Key points of regular expression performance optimization and best practices:

  1. Understanding Engine Principles: Learn NFA backtracking mechanism, identify performance bottlenecks
  2. Avoiding Catastrophic Backtracking: Identify and fix dangerous nested quantifier patterns
  3. Performance Optimization Techniques: Use anchors, character classes, precompilation, etc.
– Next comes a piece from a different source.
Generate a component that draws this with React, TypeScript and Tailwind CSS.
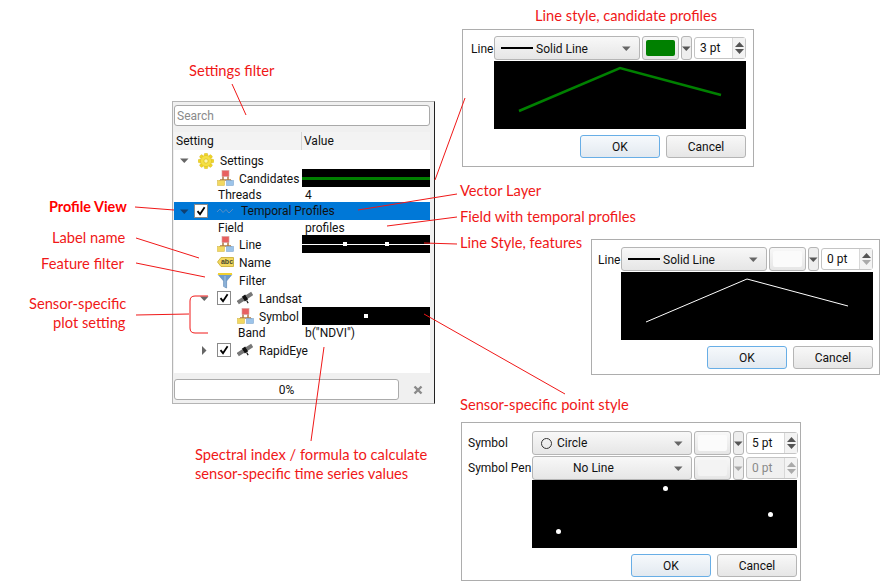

  4. Debugging Methods: Use tools, build step by step, performance testing
  5. Readability Optimization: Decompose complex patterns, add comments, use factory pattern
  6. Security Practices: Error handling, input validation, timeout control
  7. Testing and Maintenance: Complete test suites, documentation

Mastering these techniques enables writing efficient, reliable, and maintainable regular expressions.